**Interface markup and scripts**

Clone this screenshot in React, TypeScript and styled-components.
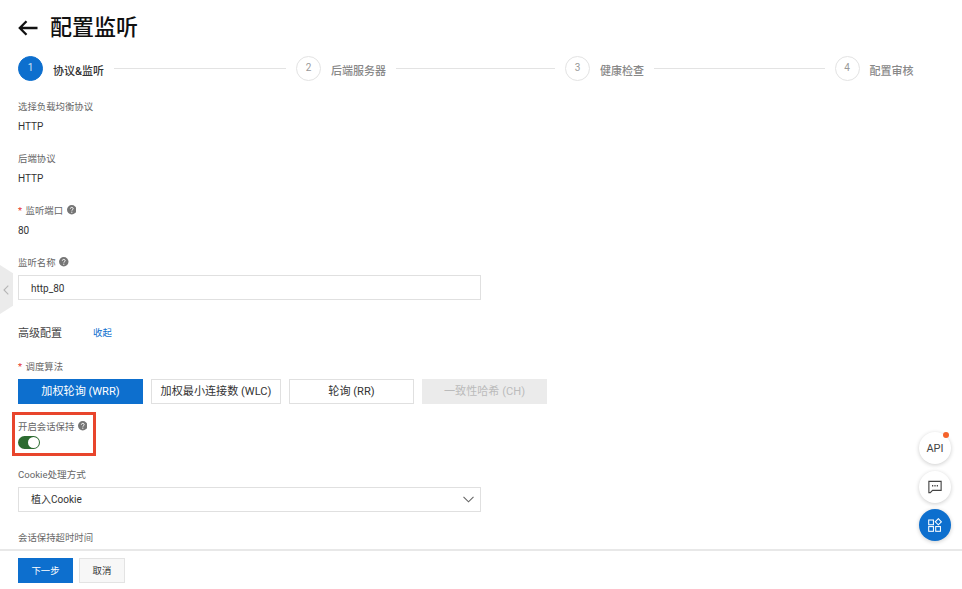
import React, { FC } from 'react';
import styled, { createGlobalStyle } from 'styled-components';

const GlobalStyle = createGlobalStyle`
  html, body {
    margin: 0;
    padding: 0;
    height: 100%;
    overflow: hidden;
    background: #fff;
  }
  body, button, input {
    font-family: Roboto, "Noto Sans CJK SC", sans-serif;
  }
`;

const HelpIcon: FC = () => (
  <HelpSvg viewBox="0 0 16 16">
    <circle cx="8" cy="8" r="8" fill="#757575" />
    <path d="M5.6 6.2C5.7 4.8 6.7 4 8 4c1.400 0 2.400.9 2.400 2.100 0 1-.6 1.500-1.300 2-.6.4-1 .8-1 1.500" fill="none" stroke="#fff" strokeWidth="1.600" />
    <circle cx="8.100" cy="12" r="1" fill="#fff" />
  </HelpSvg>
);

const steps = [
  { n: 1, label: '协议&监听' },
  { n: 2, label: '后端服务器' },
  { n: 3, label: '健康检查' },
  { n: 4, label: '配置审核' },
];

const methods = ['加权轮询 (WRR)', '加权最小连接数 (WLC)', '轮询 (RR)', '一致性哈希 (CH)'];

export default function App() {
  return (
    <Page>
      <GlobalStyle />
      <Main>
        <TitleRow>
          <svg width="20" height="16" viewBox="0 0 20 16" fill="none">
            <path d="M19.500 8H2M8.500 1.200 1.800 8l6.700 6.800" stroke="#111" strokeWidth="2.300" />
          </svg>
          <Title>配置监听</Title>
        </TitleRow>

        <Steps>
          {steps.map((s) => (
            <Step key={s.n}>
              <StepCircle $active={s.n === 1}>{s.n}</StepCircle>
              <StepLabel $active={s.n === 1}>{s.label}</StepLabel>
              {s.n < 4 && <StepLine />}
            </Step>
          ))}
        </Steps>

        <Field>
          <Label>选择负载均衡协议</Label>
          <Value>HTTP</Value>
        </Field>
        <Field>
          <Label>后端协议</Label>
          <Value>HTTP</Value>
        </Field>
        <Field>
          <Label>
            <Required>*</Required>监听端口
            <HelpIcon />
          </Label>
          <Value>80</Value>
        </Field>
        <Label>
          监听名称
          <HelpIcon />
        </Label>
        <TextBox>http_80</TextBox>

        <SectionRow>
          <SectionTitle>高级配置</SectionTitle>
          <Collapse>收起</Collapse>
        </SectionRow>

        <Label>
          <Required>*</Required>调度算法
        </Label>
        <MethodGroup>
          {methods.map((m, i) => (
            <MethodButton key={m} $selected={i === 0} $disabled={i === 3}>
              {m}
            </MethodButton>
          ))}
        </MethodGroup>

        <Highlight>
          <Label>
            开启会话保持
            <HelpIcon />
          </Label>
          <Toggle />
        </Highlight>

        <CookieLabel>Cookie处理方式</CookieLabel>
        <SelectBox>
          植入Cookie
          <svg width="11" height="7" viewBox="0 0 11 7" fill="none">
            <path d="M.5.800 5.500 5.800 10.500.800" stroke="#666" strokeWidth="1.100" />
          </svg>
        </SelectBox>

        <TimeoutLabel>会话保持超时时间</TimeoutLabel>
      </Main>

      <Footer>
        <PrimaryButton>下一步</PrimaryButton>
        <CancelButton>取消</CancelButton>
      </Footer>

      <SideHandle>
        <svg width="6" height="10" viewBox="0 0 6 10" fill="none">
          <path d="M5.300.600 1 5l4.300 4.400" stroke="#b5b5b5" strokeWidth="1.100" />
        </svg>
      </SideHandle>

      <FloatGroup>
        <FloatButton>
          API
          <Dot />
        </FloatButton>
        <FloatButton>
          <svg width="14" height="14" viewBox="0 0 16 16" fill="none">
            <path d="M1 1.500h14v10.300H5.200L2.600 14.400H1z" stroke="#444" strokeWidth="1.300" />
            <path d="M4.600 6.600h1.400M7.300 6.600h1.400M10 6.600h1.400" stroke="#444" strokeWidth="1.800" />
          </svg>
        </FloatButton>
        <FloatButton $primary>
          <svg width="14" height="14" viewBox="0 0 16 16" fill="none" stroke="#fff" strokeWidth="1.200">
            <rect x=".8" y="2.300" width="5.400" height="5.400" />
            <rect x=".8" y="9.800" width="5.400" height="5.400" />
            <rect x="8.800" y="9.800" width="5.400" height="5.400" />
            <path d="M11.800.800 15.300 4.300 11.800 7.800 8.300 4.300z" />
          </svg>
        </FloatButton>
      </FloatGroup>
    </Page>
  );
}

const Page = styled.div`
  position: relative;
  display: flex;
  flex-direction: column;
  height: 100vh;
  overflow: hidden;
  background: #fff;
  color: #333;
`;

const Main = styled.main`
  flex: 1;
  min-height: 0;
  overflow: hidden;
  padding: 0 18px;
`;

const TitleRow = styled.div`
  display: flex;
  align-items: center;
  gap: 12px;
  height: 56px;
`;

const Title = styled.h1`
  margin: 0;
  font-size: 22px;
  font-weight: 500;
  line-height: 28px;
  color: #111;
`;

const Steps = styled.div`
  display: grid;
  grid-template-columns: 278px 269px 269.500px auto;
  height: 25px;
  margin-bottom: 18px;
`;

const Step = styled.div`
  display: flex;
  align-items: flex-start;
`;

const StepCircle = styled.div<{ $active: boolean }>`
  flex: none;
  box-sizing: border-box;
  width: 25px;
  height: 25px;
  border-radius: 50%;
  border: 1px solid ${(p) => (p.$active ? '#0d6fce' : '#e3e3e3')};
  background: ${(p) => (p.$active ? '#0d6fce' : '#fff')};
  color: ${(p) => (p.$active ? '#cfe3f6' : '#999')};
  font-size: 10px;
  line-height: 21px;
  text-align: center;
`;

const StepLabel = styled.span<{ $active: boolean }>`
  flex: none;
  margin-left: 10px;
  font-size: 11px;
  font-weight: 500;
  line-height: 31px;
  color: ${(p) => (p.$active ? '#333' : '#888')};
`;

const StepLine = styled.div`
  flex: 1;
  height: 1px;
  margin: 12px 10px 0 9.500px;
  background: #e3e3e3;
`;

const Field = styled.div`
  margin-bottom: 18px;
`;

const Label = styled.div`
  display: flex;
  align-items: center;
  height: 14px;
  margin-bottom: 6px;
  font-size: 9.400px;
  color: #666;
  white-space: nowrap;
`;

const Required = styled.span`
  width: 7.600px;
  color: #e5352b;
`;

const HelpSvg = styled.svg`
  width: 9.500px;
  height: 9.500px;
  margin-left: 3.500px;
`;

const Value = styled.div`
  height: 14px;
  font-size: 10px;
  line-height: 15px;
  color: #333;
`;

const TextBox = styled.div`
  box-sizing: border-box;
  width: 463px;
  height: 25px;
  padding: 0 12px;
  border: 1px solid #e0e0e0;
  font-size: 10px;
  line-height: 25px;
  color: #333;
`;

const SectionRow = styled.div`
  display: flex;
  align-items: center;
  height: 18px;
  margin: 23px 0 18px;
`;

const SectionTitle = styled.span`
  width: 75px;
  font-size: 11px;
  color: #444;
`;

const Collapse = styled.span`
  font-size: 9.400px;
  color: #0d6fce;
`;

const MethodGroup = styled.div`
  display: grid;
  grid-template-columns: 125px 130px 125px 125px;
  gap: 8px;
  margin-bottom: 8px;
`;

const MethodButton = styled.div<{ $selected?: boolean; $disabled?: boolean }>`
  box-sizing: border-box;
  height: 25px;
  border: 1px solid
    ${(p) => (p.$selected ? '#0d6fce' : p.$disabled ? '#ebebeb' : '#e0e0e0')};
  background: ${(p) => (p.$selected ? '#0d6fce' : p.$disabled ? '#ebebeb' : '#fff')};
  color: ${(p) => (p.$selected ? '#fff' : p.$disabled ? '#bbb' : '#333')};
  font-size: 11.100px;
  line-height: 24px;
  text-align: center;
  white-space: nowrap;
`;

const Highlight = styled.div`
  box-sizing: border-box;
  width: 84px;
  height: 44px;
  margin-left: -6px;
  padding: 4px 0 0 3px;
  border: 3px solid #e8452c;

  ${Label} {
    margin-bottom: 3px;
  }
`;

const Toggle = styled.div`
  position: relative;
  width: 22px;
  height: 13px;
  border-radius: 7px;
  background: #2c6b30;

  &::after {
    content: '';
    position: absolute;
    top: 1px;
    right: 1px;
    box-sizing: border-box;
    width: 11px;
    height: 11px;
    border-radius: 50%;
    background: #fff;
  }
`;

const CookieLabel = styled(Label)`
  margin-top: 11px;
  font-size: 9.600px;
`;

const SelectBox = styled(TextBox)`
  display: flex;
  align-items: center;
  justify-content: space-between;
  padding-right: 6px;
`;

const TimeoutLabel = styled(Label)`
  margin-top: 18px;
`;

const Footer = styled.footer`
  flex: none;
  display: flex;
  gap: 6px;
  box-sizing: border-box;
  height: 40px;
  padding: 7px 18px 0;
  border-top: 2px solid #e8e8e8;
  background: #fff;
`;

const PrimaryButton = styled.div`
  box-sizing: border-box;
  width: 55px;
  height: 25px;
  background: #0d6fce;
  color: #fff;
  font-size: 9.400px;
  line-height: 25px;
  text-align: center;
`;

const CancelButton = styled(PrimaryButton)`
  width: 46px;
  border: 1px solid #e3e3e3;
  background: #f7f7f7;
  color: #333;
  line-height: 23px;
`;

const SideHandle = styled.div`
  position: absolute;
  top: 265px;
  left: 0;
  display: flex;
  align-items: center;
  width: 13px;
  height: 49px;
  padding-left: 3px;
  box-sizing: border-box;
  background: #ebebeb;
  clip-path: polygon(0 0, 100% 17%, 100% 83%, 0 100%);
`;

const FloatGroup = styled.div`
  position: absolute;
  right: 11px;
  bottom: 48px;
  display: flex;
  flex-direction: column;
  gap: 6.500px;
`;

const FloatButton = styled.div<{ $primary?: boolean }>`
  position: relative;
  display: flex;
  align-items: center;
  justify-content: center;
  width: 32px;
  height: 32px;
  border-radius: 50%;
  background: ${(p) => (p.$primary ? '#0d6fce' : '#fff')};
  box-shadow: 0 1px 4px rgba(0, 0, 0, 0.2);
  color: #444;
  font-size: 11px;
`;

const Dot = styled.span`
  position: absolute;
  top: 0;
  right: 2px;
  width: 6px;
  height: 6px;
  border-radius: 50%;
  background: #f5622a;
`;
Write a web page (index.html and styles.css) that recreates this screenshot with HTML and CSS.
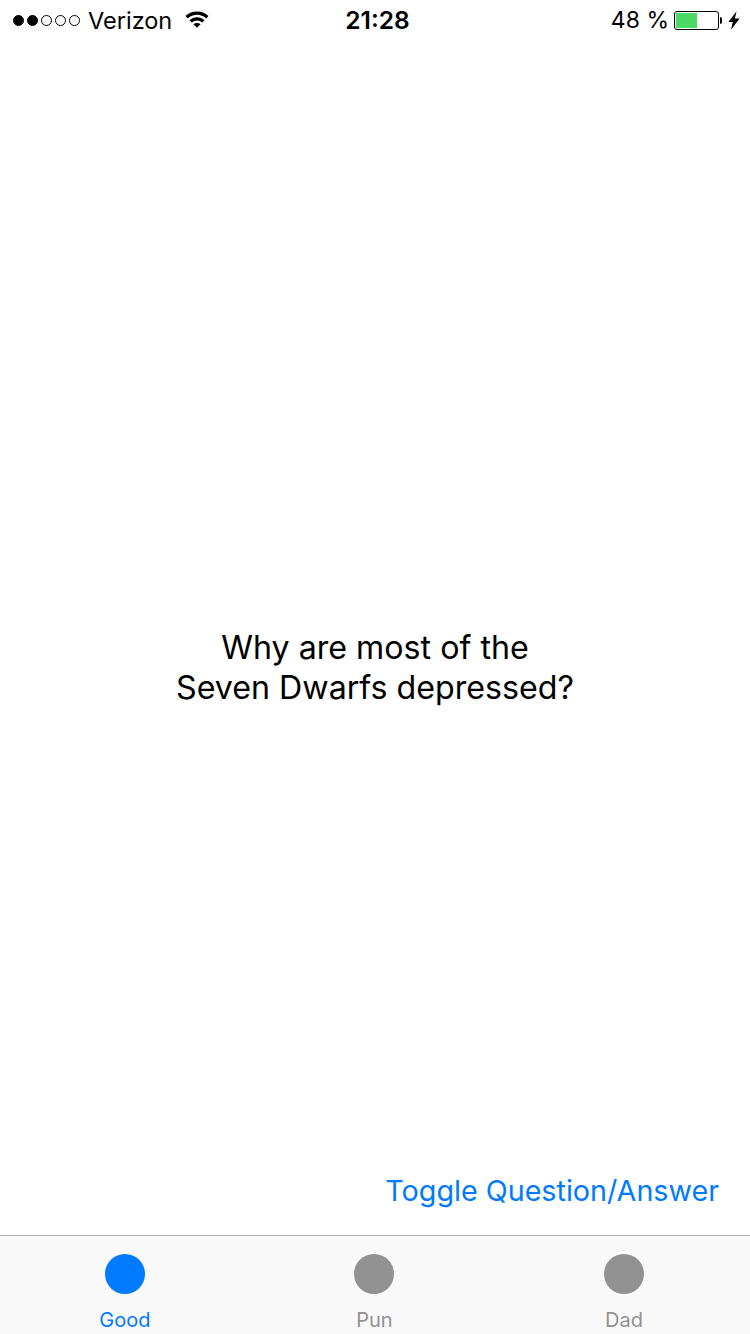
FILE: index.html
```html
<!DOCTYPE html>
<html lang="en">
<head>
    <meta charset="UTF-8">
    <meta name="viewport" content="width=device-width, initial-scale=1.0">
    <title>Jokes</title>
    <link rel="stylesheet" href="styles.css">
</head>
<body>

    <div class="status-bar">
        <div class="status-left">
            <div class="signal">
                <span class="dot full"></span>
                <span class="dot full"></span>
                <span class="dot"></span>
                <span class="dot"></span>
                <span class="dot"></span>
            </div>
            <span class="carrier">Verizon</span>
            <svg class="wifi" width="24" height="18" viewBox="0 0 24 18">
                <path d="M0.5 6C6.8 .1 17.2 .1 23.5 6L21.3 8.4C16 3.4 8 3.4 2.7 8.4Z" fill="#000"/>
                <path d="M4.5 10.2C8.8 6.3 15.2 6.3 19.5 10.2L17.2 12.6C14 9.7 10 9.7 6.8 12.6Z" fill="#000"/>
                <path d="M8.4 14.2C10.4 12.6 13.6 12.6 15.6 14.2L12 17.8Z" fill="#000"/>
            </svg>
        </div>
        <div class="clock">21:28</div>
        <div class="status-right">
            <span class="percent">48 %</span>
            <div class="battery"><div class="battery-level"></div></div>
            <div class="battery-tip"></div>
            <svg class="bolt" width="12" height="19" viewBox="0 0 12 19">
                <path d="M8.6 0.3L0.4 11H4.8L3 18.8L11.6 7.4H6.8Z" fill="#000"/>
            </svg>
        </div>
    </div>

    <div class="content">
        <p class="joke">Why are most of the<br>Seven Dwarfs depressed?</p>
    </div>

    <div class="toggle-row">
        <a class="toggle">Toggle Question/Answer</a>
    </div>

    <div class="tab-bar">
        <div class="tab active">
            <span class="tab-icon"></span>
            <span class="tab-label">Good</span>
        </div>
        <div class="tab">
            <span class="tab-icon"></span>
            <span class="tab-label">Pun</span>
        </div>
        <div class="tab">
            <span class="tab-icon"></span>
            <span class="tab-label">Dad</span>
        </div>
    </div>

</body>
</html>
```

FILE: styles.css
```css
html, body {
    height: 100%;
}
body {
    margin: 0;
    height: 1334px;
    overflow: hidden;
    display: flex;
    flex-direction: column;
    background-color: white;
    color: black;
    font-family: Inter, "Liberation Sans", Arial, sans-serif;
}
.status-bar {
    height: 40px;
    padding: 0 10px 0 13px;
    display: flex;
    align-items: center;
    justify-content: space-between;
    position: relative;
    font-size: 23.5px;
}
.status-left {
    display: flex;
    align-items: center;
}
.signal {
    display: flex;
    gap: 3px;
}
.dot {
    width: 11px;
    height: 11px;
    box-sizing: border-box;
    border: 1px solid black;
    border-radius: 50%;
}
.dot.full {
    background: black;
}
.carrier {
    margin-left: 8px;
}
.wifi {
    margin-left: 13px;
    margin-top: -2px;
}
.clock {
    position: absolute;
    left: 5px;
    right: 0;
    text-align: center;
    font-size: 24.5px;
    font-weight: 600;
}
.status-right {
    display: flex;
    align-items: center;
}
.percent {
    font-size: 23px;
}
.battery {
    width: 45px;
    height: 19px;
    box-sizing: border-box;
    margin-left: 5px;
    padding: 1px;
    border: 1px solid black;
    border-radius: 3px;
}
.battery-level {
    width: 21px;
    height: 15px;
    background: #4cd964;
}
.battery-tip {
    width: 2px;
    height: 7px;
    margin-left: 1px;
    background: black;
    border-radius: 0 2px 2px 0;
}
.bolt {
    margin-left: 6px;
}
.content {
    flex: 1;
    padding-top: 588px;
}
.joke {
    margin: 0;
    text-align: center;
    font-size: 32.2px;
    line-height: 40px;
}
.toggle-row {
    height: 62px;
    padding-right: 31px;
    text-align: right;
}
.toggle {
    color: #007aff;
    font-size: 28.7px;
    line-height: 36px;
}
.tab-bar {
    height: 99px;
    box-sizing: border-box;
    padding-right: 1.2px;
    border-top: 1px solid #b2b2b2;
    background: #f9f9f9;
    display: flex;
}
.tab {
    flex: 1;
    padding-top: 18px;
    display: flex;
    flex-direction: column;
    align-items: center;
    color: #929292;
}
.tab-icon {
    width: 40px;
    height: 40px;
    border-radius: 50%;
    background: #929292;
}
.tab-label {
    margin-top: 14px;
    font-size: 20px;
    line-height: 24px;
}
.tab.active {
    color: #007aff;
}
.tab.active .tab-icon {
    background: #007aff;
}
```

**Job**
Leave the pictures out and reproduce exactly the lines from the top of the listing above through the line with "const methods = ['加权轮询".

**Result**
Clone this screenshot in React, TypeScript and styled-components.
import React, { FC } from 'react';
import styled, { createGlobalStyle } from 'styled-components';

const GlobalStyle = createGlobalStyle`
  html, body {
    margin: 0;
    padding: 0;
    height: 100%;
    overflow: hidden;
    background: #fff;
  }
  body, button, input {
    font-family: Roboto, "Noto Sans CJK SC", sans-serif;
  }
`;

const HelpIcon: FC = () => (
  <HelpSvg viewBox="0 0 16 16">
    <circle cx="8" cy="8" r="8" fill="#757575" />
    <path d="M5.6 6.2C5.7 4.8 6.7 4 8 4c1.400 0 2.400.9 2.400 2.100 0 1-.6 1.500-1.300 2-.6.4-1 .8-1 1.500" fill="none" stroke="#fff" strokeWidth="1.600" />
    <circle cx="8.100" cy="12" r="1" fill="#fff" />
  </HelpSvg>
);

const steps = [
  { n: 1, label: '协议&监听' },
  { n: 2, label: '后端服务器' },
  { n: 3, label: '健康检查' },
  { n: 4, label: '配置审核' },
];

const methods = ['加权轮询 (WRR)', '加权最小连接数 (WLC)', '轮询 (RR)', '一致性哈希 (CH)'];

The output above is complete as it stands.